Jesus endorsed Old Testament law
Most legal scholars consider Jesus’ legal views ‘stupid’ and ‘barbaric’
Even though Jesus seemed to believe the end was nigh, he still had some pretty strange thoughts about how people should live in the meantime. He wanted everyone to follow Old Testament law. That means slavery and public stonings and other really weird, ancient shit we all should have outgrown by now.
Nice liberal Christians and their sympathizers like to emphasize the supposedly loving side of Jesus. But how loving can someone be when they’re OK with stoning gay people, adulterers, rape victims who don’t scream loudly enough, and anyone who picks up sticks on the wrong day to death in public? The same people who would be righteously indignant over someone suggesting we all follow Old Testament law in an American southern accent don’t seem to have a problem with the same being said by Jesus.
Jesus was haughty
Jesus has this framed in his office
So let’s say you’re in your local bar having a few drinks after work and some scruffy-looking guy walks up to and says something like this:
“I am the light of the world: he that followeth me shall not walk in darkness, but shall have the light of life.”

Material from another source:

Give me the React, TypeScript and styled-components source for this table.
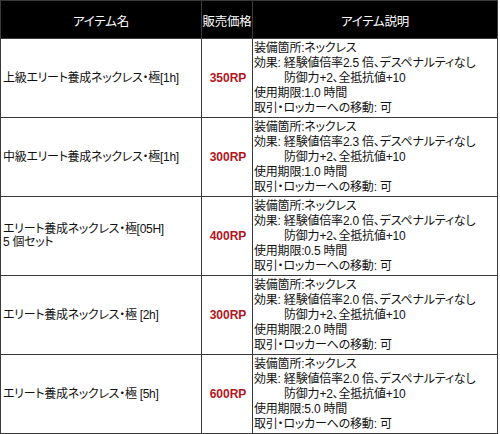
import React from "react";
import styled, { createGlobalStyle } from "styled-components";

const Global = createGlobalStyle`
  html, body { margin: 0; padding: 0; background: #fff; }
  body { font-family: "Liberation Sans", "Noto Sans CJK JP", sans-serif; }
`;

const Grid = styled.div`
  display: grid;
  grid-template-columns: 200px 50px 244px;
  grid-template-rows: 37px repeat(5, 78px);
  gap: 1px;
  padding: 1px;
  width: 498px;
  box-sizing: border-box;
  background: #3a3a3a;
  font-family: "Liberation Sans", "Noto Sans CJK JP", sans-serif;
  font-feature-settings: "palt";
`;

const HeadCell = styled.div`
  background: #000;
  color: #fff;
  font-size: 12.5px;
  display: flex;
  align-items: center;
  justify-content: center;
  padding-top: 2px;
  white-space: nowrap;
  letter-spacing: -0.2px;
`;

const NameCell = styled.div`
  background: #fff;
  color: #111;
  font-size: 12px;
  line-height: 13px;
  letter-spacing: -0.3px;
  display: flex;
  flex-direction: column;
  justify-content: center;
  padding-left: 2px;
  white-space: nowrap;
`;

const PriceCell = styled.div`
  background: #fff;
  color: #b3151b;
  font-family: "Liberation Sans", Arial, sans-serif;
  font-weight: bold;
  font-size: 12px;
  display: flex;
  align-items: center;
  justify-content: center;
  padding-left: 2px;
`;

const DescCell = styled.div`
  background: #fff;
  color: #111;
  font-size: 12px;
  line-height: 15px;
  letter-spacing: -0.2px;
  display: flex;
  flex-direction: column;
  justify-content: center;
  padding-left: 1px;
  white-space: nowrap;
`;

const DescLine = styled.div<{ $indent?: boolean }>`
  padding-left: ${(p) => (p.$indent ? "30px" : "0")};
`;

type Item = { name: string[]; price: string; rate: string; term: string };

const items: Item[] = [
  { name: ["上級エリート養成ネックレス・極[1h]"], price: "350RP", rate: "2.5", term: "1.0" },
  { name: ["中級エリート養成ネックレス・極[1h]"], price: "300RP", rate: "2.3", term: "1.0" },
  { name: ["エリート養成ネックレス・極[05H]", "5 個セット"], price: "400RP", rate: "2.0", term: "0.5" },
  { name: ["エリート養成ネックレス・極 [2h]"], price: "300RP", rate: "2.0", term: "2.0" },
  { name: ["エリート養成ネックレス・極 [5h]"], price: "600RP", rate: "2.0", term: "5.0" },
];

export default function App() {
  return (
    <>
      <Global />
      <Grid>
        <HeadCell>アイテム名</HeadCell>
        <HeadCell>販売価格</HeadCell>
        <HeadCell>アイテム説明</HeadCell>
        {items.map((it, i) => (
          <React.Fragment key={i}>
            <NameCell>
              {it.name.map((n, j) => (
                <div key={j}>{n}</div>
              ))}
            </NameCell>
            <PriceCell>{it.price}</PriceCell>
            <DescCell>
              <DescLine>装備箇所:ネックレス</DescLine>
              <DescLine>効果: 経験値倍率{it.rate} 倍、デスペナルティなし</DescLine>
              <DescLine $indent>防御力+2、全抵抗値+10</DescLine>
              <DescLine>使用期限:{it.term} 時間</DescLine>
              <DescLine>取引・ロッカーへの移動: 可</DescLine>
            </DescCell>
          </React.Fragment>
        ))}
      </Grid>
    </>
  );
}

“I am the way, the truth, and the life: no man cometh unto the Father, but by me.”
And his unjustified ego issues didn’t stop after his crucifixion, either. When Jesus supposedly woke up after being dead for a few days, he famously saw Mary Magdalene first – at least that’s how it goes in John. Once she recognized him, he made sure to warn her not to touch him, as if her touch would demean him somehow.
Going back to meeting a guy like this in a bar: How would you react to someone like this? Be honest. Nobody in their right mind would spend another minute with him. He’d be the pariah of the bar. That sad, desperate, possibly schizophrenic guy in the corner with delusions of granduer – that’s how Jesus would appear if he were around today.
Jesus was not a huge fan of peace and tolerance
The whole concept of Hell as a place of eternal punishment for sinners starts with Jesus. Even Harold Camping doesn’t believe in that, so maybe my earlier comparison was unfair to him. But for some reason, modern Christians and their sympathizers can look at the same guy who spread this myth of fire and brimstone as a punishment for skepticism and freethought and perceive him as the ultimate ancient rebel. It’s absurd.
And as far as peace goes, Jesus takes a pretty explicit stance against it:
“Think not that I am come to send peace on earth: I came not to send peace, but a sword.”
It’s almost as if Jesus were holding a press conference and a reporter asked his thoughts on peace. And then Jesus says, “I’m against it!” And then somehow today the liberal Jesus fanboys and fangirls have twisted that around as if he said the exact opposite of what’s quoted. That takes a Fox News-level of cognitive dissonance-handling skills.
Face it, you wouldn’t hang out with Jesus. Only gullible assholes would. If there was a historical Jesus, then the Republican Jesus crowd is probably right about him. And that’s the problem with Christianity, not that Jesus’ message was corrupted. It was fucked up from the start.